Il s’appelle Mohamed Bouhlel mais n’est pas le terroriste de Nice. Ce Niçois et Tunisien a été confondu par certains internautes et médias avec le tueur, à cause d’une simple homonymie, et a reçu des menaces de mort sur les réseaux sociaux et des sites Internet proches de l’extrême droite ont diffusé son portrait en le présentant comme « l’auteur du carnage ».
capture d'écran Le Monde
« La mésaventure, pour dire le peu, est si violente pour moi que je n’ose pas rentrer à Nice. En effet, je suis en Tunisie en ce moment pour les vacances d’été et mon billet de retour était prévu pour le 15 juillet », a témoigné la victime de cette violente méprise auprès de L’Obs.

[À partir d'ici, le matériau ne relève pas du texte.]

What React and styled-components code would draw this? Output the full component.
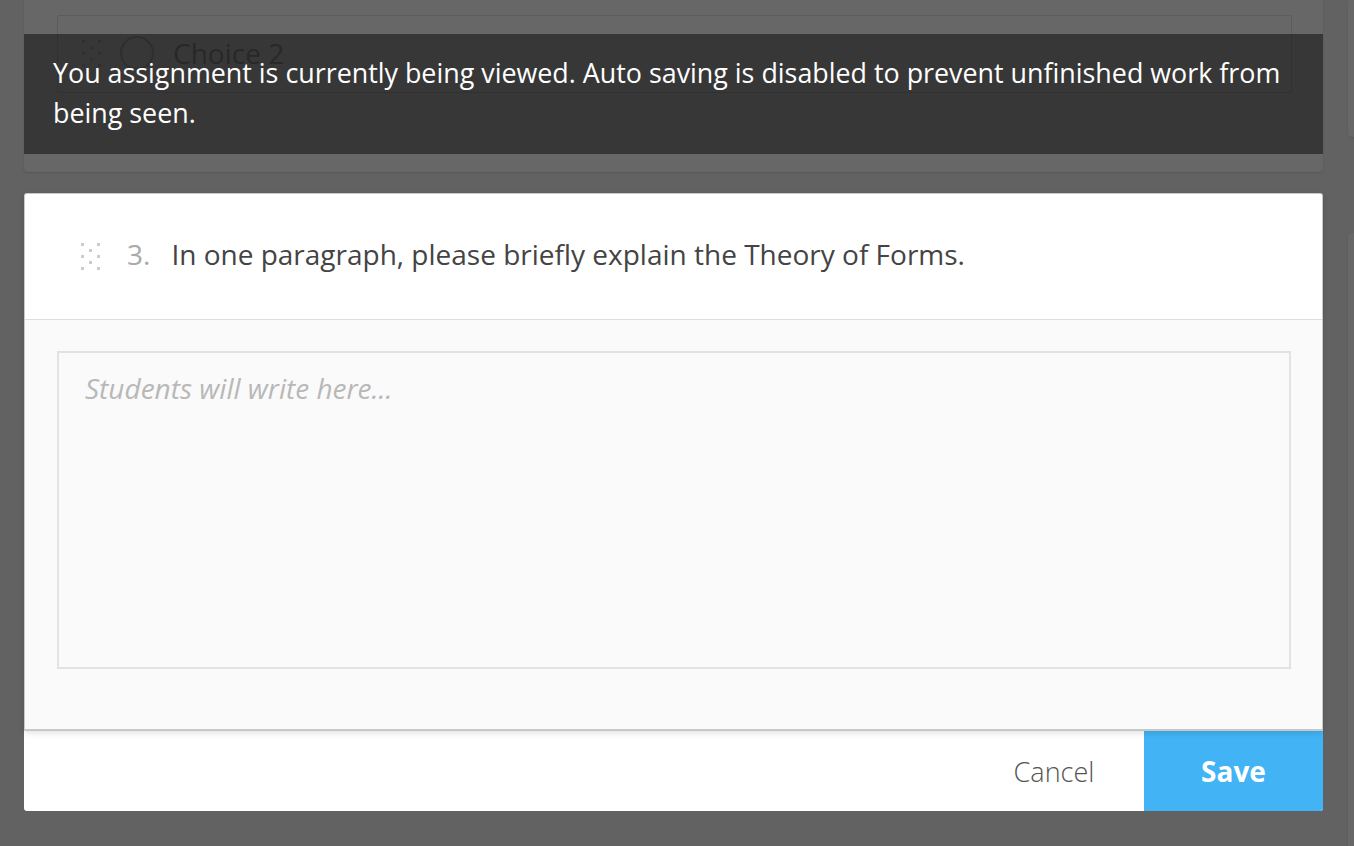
import React from "react";
import styled, { createGlobalStyle } from "styled-components";

const GlobalStyle = createGlobalStyle`
  html, body {
    margin: 0;
    padding: 0;
    height: 100%;
    overflow: hidden;
    background: #626262;
    font-family: "Open Sans", "Liberation Sans", sans-serif;
  }
`;

const DragHandle = ({ color = "#cccccc" }) => (
  <svg width="19" height="27" viewBox="0 0 19 27">
    {[
      [0, 0],
      [16, 0],
      [8, 6],
      [0, 12],
      [16, 12],
      [8, 18],
      [0, 24],
      [16, 24],
    ].map(([x, y]) => (
      <rect key={`${x}-${y}`} x={x} y={y} width="3" height="3" fill={color} />
    ))}
  </svg>
);

const App = () => {
  return (
    <Page>
      <GlobalStyle />
      <MainColumn>
        <DimCard>
          <ChoiceBox>
            <DragHandle color="#5a5a5a" />
            <Radio />
            <ChoiceLabel>Choice 2</ChoiceLabel>
          </ChoiceBox>
          <Toast>
            You assignment is currently being viewed. Auto saving is disabled to
            prevent unfinished work from being seen.
          </Toast>
        </DimCard>

        <Editor>
          <QuestionCard>
            <QuestionHeader>
              <DragHandle />
              <QuestionNumber>3.</QuestionNumber>
              <QuestionText>
                In one paragraph, please briefly explain the Theory of Forms.
              </QuestionText>
            </QuestionHeader>
            <AnswerArea>
              <AnswerBox>
                <Placeholder>Students will write here...</Placeholder>
              </AnswerBox>
            </AnswerArea>
          </QuestionCard>
          <Footer>
            <FooterButton>Cancel</FooterButton>
            <FooterButton primary>Save</FooterButton>
          </Footer>
        </Editor>
      </MainColumn>

      <SideColumn>
        <SideCard height={137} />
        <SideCard height={700} />
      </SideColumn>
    </Page>
  );
};

const Page = styled.div`
  display: flex;
  align-items: flex-start;
  gap: 25px;
  padding-left: 24px;
  height: 846px;
  overflow: hidden;
`;

const MainColumn = styled.div`
  width: 1299px;
  flex-shrink: 0;
  display: flex;
  flex-direction: column;
  gap: 21px;
`;

const DimCard = styled.div`
  position: relative;
  margin-top: -40px;
  height: 212px;
  box-sizing: border-box;
  padding: 55px 31px 0 33px;
  background: #676767;
  border-radius: 0 0 4px 4px;
  box-shadow: 0 1px 2px rgba(0, 0, 0, 0.12);
`;

const ChoiceBox = styled.div`
  display: flex;
  align-items: center;
  height: 78px;
  box-sizing: border-box;
  padding-left: 24px;
  padding-bottom: 2px;
  border: 1px solid #5c5c5c;
  border-radius: 2px;

  svg {
    margin-right: 19px;
  }
`;

const Radio = styled.span`
  width: 30px;
  height: 30px;
  border: 2px solid #555555;
  border-radius: 50%;
  margin-right: 19px;
`;

const ChoiceLabel = styled.span`
  font-size: 28px;
  color: #4a4a4a;
`;

const Toast = styled.div`
  position: absolute;
  left: 0;
  right: 0;
  top: 74px;
  box-sizing: border-box;
  height: 120px;
  padding: 19px 20px 0 29px;
  background: rgba(0, 0, 0, 0.46);
  color: #ffffff;
  font-size: 26.85px;
  line-height: 40px;
`;

const Editor = styled.div`
  display: flex;
  flex-direction: column;
`;

const QuestionCard = styled.div`
  position: relative;
  z-index: 1;
  border: 1px solid #c8c8c8;
  border-bottom-width: 2px;
  border-radius: 3px 3px 0 0;
  box-shadow: 0 2px 6px rgba(0, 0, 0, 0.12);
  background: #fafafa;
`;

const QuestionHeader = styled.div`
  display: flex;
  align-items: center;
  height: 126px;
  box-sizing: border-box;
  padding: 0 0 5px 56px;
  background: #ffffff;
  border-bottom: 1px solid #dddddd;
  border-radius: 3px 3px 0 0;

  svg {
    margin-right: 27px;
    margin-top: 4px;
  }
`;

const QuestionNumber = styled.span`
  font-size: 28px;
  color: #aaaaaa;
  margin-right: 21px;
`;

const QuestionText = styled.span`
  font-size: 28px;
  color: #444444;
`;

const AnswerArea = styled.div`
  padding: 31px 31px 60px 32px;
`;

const AnswerBox = styled.div`
  height: 318px;
  box-sizing: border-box;
  border: 2px solid #e2e2e2;
  padding: 16px 26px;
  background: #fafafa;
`;

const Placeholder = styled.span`
  font-size: 28px;
  font-style: italic;
  color: #b8b8b8;
  line-height: 38px;
`;

const Footer = styled.div`
  display: flex;
  justify-content: flex-end;
  height: 80px;
  background: #ffffff;
  border-radius: 0 0 3px 3px;
  overflow: hidden;
`;

const FooterButton = styled.button`
  width: ${({ primary }) => (primary ? "179px" : "180px")};
  border: none;
  padding: 0;
  background: ${({ primary }) => (primary ? "#42b3f4" : "transparent")};
  color: ${({ primary }) => (primary ? "#ffffff" : "#555555")};
  font-family: "Open Sans", "Liberation Sans", sans-serif;
  font-size: ${({ primary }) => (primary ? "28px" : "27px")};
  font-weight: ${({ primary }) => (primary ? 700 : 300)};
  cursor: pointer;
`;

const SideColumn = styled.div`
  display: flex;
  flex-direction: column;
  gap: 96px;
  width: 300px;
  flex-shrink: 0;
`;

const SideCard = styled.div`
  height: ${({ height }) => height}px;
  background: #676767;
  border-radius: 4px;
  box-shadow: 0 1px 2px rgba(0, 0, 0, 0.12);
  &:first-child {
    border-radius: 0 0 4px 4px;
  }
`;

export default App;
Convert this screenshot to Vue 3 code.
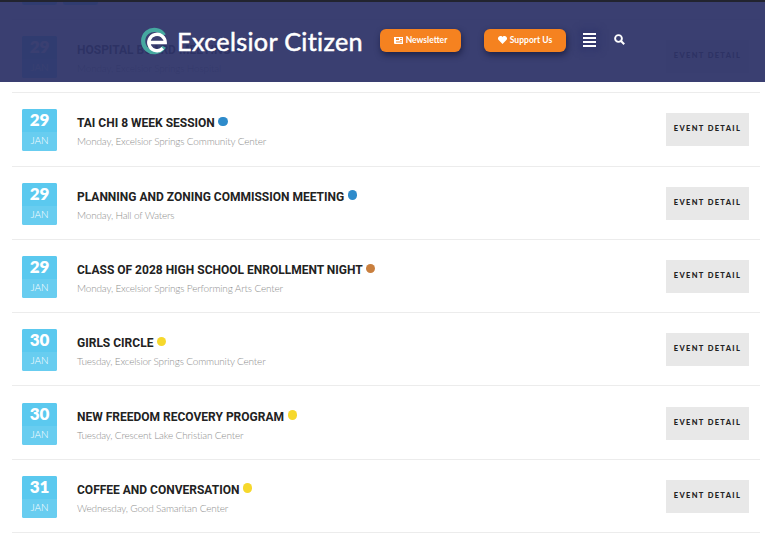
<template>
  <div class="page">
    <header class="site-header">
      <div class="brand">
        <svg class="logo" width="30" height="30" viewBox="0 0 30 30">
          <path d="M25 9.3 A11.2 11.2 0 1 0 25 20.7" fill="none" stroke="#45a8a0" stroke-width="4.2" />
          <path d="M9.8 16.5 H26.2 A8.2 8.2 0 1 0 23.8 22.3" fill="none" stroke="#fff" stroke-width="3.4" />
        </svg>
        <span class="brand-name">Excelsior Citizen</span>
      </div>
      <a class="cta cta-news">
        <svg width="9" height="7" viewBox="0 0 9 7"><path d="M0 0H9V7H1Q0 7 0 6ZM2 1.2V3H5V1.2ZM6 1.2V2H8V1.2ZM6 3V3.8H8V3ZM2 4.6V5.4H8V4.6Z" fill="#fff" fill-rule="evenodd" /></svg>
        <span>Newsletter</span>
      </a>
      <a class="cta cta-support">
        <svg width="9" height="8" viewBox="0 0 9 8"><path d="M4.5 8 L.6 4.1 A2.3 2.3 0 0 1 4.5 1 A2.3 2.3 0 0 1 8.4 4.1 Z" fill="#fff" /></svg>
        <span>Support Us</span>
      </a>
      <span class="burger"><i></i><i></i><i></i><i></i></span>
      <svg class="search" width="11" height="11" viewBox="0 0 11 11">
        <circle cx="4.5" cy="4.5" r="3.4" fill="none" stroke="#fff" stroke-width="1.9" />
        <path d="M7 7 L10.2 10.2" stroke="#fff" stroke-width="2.1" />
      </svg>
    </header>

    <ul class="events">
      <li class="event event-prior">
        <div class="date"></div>
        <div class="date date-end"></div>
      </li>
      <li v-for="ev in events" :key="ev.title" class="event">
        <div class="date">
          <strong>{{ ev.day }}</strong>
          <span>JAN</span>
        </div>
        <div class="info">
          <h3>{{ ev.title }} <i class="dot" :style="{ background: ev.color }"></i></h3>
          <p>{{ ev.place }}</p>
        </div>
        <a class="detail">EVENT DETAIL</a>
      </li>
    </ul>
  </div>
</template>

<script setup>
const blue = '#2e8bcb'
const orange = '#c97f3e'
const yellow = '#f6d82c'

const events = [
  { day: 29, title: 'HOSPITAL BOARD MEETING', place: 'Monday, Excelsior Springs Hospital', color: blue },
  { day: 29, title: 'TAI CHI 8 WEEK SESSION', place: 'Monday, Excelsior Springs Community Center', color: blue },
  { day: 29, title: 'PLANNING AND ZONING COMMISSION MEETING', place: 'Monday, Hall of Waters', color: blue },
  { day: 29, title: 'CLASS OF 2028 HIGH SCHOOL ENROLLMENT NIGHT', place: 'Monday, Excelsior Springs Performing Arts Center', color: orange },
  { day: 30, title: 'GIRLS CIRCLE', place: 'Tuesday, Excelsior Springs Community Center', color: yellow },
  { day: 30, title: 'NEW FREEDOM RECOVERY PROGRAM', place: 'Tuesday, Crescent Lake Christian Center', color: yellow },
  { day: 31, title: 'COFFEE AND CONVERSATION', place: 'Wednesday, Good Samaritan Center', color: yellow }
]
</script>

<style>
html, body { margin: 0; background: #fff; overflow: hidden; }
</style>

<style scoped>
* { box-sizing: border-box; margin: 0; padding: 0; }
.page { position: relative; width: 765px; height: 536px; overflow: hidden; background: #fff; font-family: 'Lato', sans-serif; }

.site-header { position: absolute; top: 0; left: 0; right: 0; height: 82px; z-index: 2; display: flex; align-items: center; padding: 0 0 4px 139px; background: rgba(46, 51, 104, .94); border-top: 2px solid #22242f; }
.brand { display: flex; align-items: center; gap: 8px; width: 241px; margin-top: 1px; }
.logo { flex-shrink: 0; }
.brand-name { color: #fff; font-size: 25.2px; font-weight: 400; letter-spacing: .33px; white-space: nowrap; -webkit-text-stroke: .5px #fff; }
.cta { display: flex; align-items: center; justify-content: center; gap: 3px; height: 23px; border-radius: 6px; background: #f58220; color: #fff; font-size: 8.5px; font-weight: 700; box-shadow: 1px 3px 6px rgba(15, 18, 50, .65); }
.cta span { margin-top: -1px; }
.cta-news { width: 81px; margin-right: 23px; }
.cta-support { width: 82px; margin-right: 17px; letter-spacing: .05px; }
.burger { display: flex; flex-direction: column; gap: 2px; width: 13px; margin-right: 18px; box-shadow: 0 0 6px 4px rgba(44, 50, 105, .5); background: rgba(44, 50, 105, .5); }
.burger i { height: 2px; background: #fff; }
.search { margin-top: -1px; }

.events { list-style: none; margin: -53.3px 5px 0 12px; }
.event { display: flex; align-items: center; height: 73.3px; padding: 2px 11px 0 10px; border-bottom: 1px solid #ececec; }
.event-prior { gap: 6px; }
.date { width: 35px; height: 42px; flex-shrink: 0; display: flex; flex-direction: column; border-radius: 2px; overflow: hidden; background: #5bc9ef; color: #fff; text-align: center; }
.date strong { height: 23px; font-size: 17px; line-height: 22px; font-weight: 800; background: #5bc9ef; }
.date span { height: 19px; font-size: 10px; line-height: 17px; font-weight: 300; background: #68cdf0; }
.info { flex: 1; padding: 3px 0 0 20px; }
.info h3 { font-family: 'Roboto', sans-serif; font-size: 12px; line-height: 16px; font-weight: 700; color: #222; }
.dot { display: inline-block; width: 9.5px; height: 9.5px; border-radius: 50%; margin-left: .5px; vertical-align: 1px; }
.info p { margin-top: 3px; font-size: 10px; line-height: 14px; font-weight: 300; letter-spacing: -.17px; color: #8e8e8e; }
.detail { display: flex; align-items: center; justify-content: center; width: 83px; height: 33px; margin-top: -1px; padding-bottom: 2px; background: #e8e8e8; color: #222; font-size: 7.5px; font-weight: 900; letter-spacing: 1.35px; white-space: nowrap; }
</style>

Certains sites à tendance conspirationniste ont même cru y voir, à tort, un signe que le terroriste responsable de la tuerie pourrait ne pas s’appeler Mohamed Lahouaiej Bouhlel, ce qui a encore un peu plus semé la confusion.
9. Le tueur avait-il des armes dans le camion ? Que contenait le camion ?
Selon François Molins, dans le camion frigorifique, qui avait été loué le 11 juillet et aurait dû être restitué le 13 juillet, ont été retrouvés un pistolet de calibre 7.65, un chargeur, des cartouches percutées et non percutées, un pistolet factice, deux répliques de fusils d’assaut, une grenade percée factice, ainsi qu’une carte bancaire, un téléphone portable, un vélo et huit palettes vides.